Arafat reportedly told President Bill Clinton last month that he envisioned the Palestinian Authority administering parts of Jerusalem where Arabs predominate. The Palestinians are already erecting a building that could serve as their parliament in Abu Dis in the West Bank.
But Israelis may be too preoccupied with the deaths of four Israeli soldiers in the last two weeks to pay attention to what Barak is doing, according to Chaim Silverstein, executive director of Yeshivat Beit Or, which is located on the Mount of Olives in East Jerusalem.
“The Syrian issue has provided a convenient smokescreen for them,” he said. “That is why we have put posters up all over Jerusalem that say, ‘Quietly, quietly they are dividing up Jerusalem.’ ”
To illustrate their point, the posters contain a picture of Jews at prayer at the Western Wall with a line running horizontally down the middle.
“They are trying to divide up Jerusalem without saying they are dividing it,” said Silverstein, who noted that a new organization, Jerusalem Forum, has been formed by the 15 Jewish neighborhoods in eastern parts of Jerusalem that are home to 200,000 Jews.
“Once they expand the borders of Jerusalem, they could say they are now sharing Jerusalem,” he said. “The northern Jerusalem neighborhoods are contiguous to Ramallah, and if [the Palestinian Authority] get them, they would have an uninterrupted Arab corridor from Ramallah in the north, through the Old City and down to Bethlehem in the south.”
Silverstein added that there were Israelis and newspaper editorials now comparing Barak to a “wounded animal who might take desperate measures to extricate himself from a difficult situation. They are worried that he might carry out extreme measures and sell out Israel.”
Sharon reportedly agrees with that sentiment. Likud is now organizing a major demonstration in the coming weeks that will call upon Barak to keep Jerusalem the united capital of Israel.
Israel’s deputy consul general in New York, Yosef Livne, said there are “many ideas floating around [regarding the future of Jerusalem], but the policy of the government of Israel still remains the same — Jerusalem is and will remain the undivided capital of Israel.”
Barak has said that peace agreements signed with the Palestinians and Syrians would be subject to referendums.
Marathon Israeli-Palestinian negotiations began Sunday at a secret location near Jerusalem to try to develop by Feb. 13 the framework for a September peace treaty. Among the key issues to be resolved is the status of Jerusalem, water rights, Jewish settlements in the West Bank and Gaza, and Palestinian refugees. Barak and Arafat were slated to conduct one-on-one talks late this week, and U.S. Middle East peace envoy Dennis Ross was also expected to be on hand to help bridge differences.
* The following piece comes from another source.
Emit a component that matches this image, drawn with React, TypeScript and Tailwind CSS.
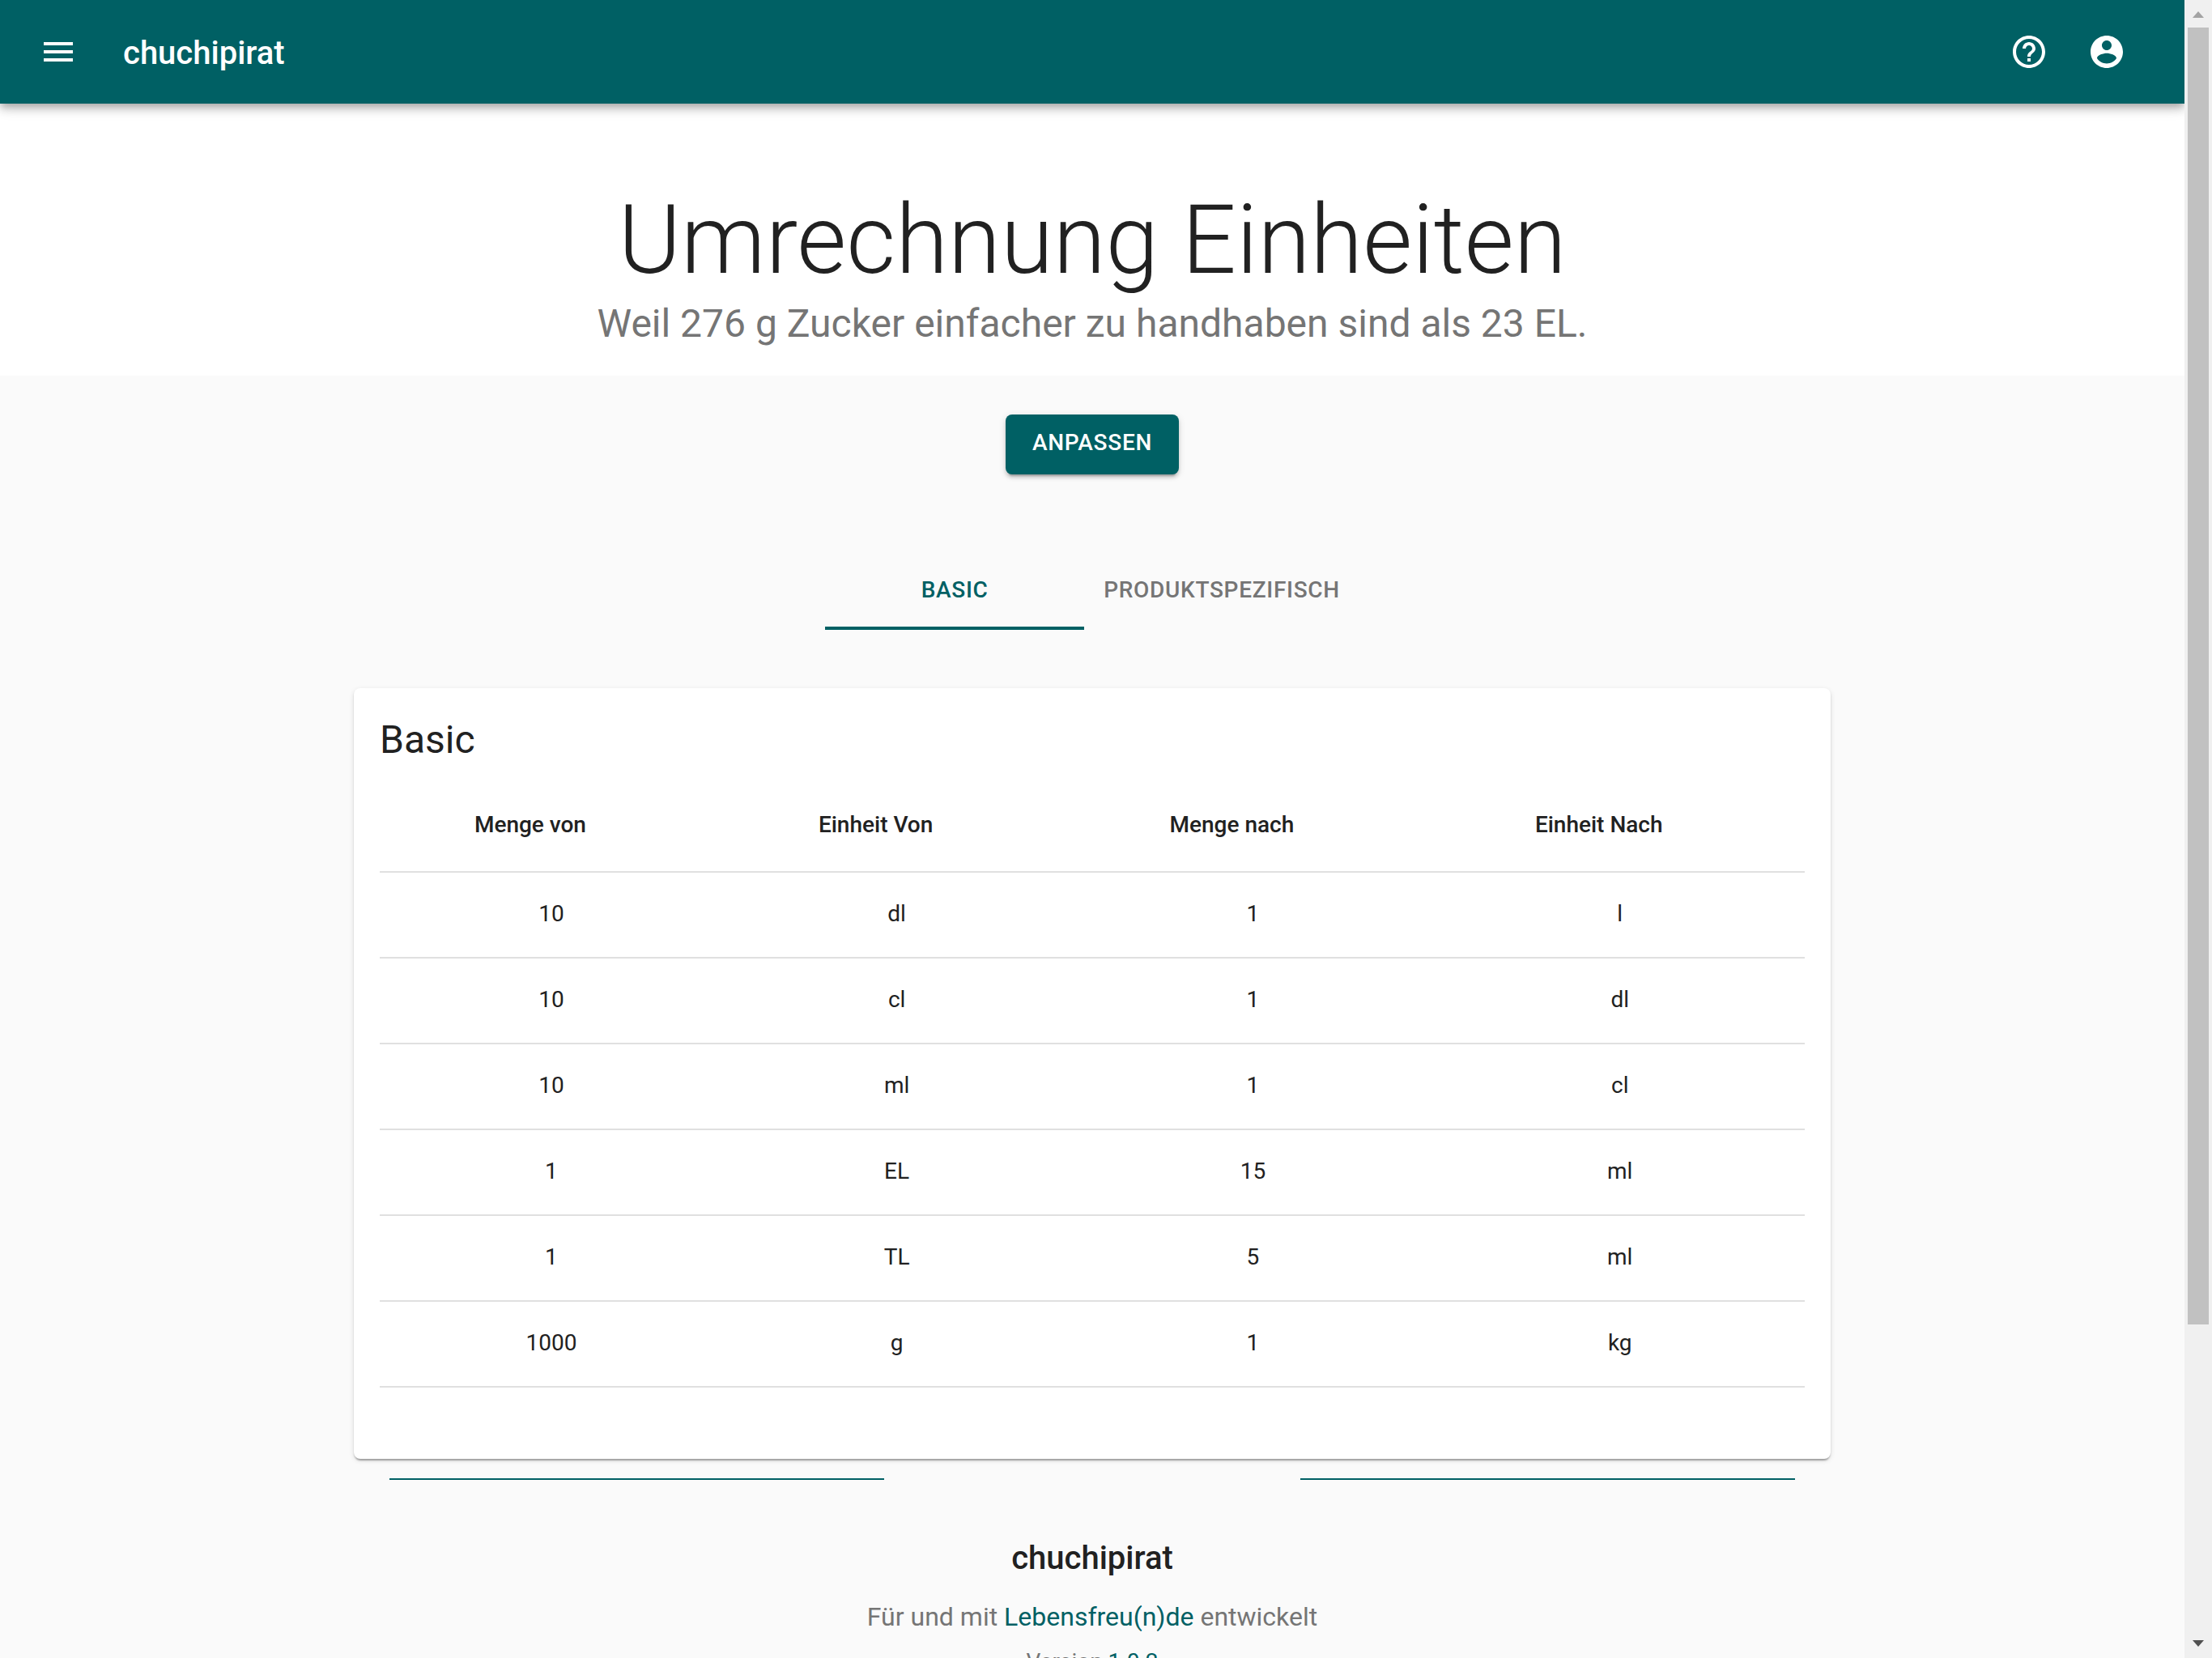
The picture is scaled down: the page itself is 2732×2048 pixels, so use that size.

Meanwhile, Barak backed away from his harsh criticism of Syria in the wake of the killing of three Israeli soldiers in Lebanon Monday and the assassination Sunday of a top commander of the Israeli-backed South Lebanon Army. At first he said no talks could be held until Syria, the power broker in Lebanon, reined in Hezbollah forces.
But the next day, after visiting an army base on the Lebanese border, Barak said he did not want to escalate the conflict. That comment was widely seen as Barak’s desire to get on with peace talks.
In turning the other cheek, Barak was also putting aside an article in a Syrian state newspaper that claimed Israel had exaggerated the magnitude of the Holocaust to win more money from Germany and other Western establishments. It charged also that Israel wanted to “benefit from the myth of the Holocaust and accuse anyone opposed to Zionism and its expansionist policies of anti-Semitism.”
Secretary of State Madeleine Albright called the article’s assertions “obviously ridiculous.” The Anti-Defamation League’s national director, Abraham Foxman, called it “outrageous.”
“At a time when Israel and Syria are currently engaged in a negotiating process, the demonization of Jews and Israelis in today’s article demonstrates that Syria has a long way to go in preparing its own society to accept Israel as a peace partner,” he said.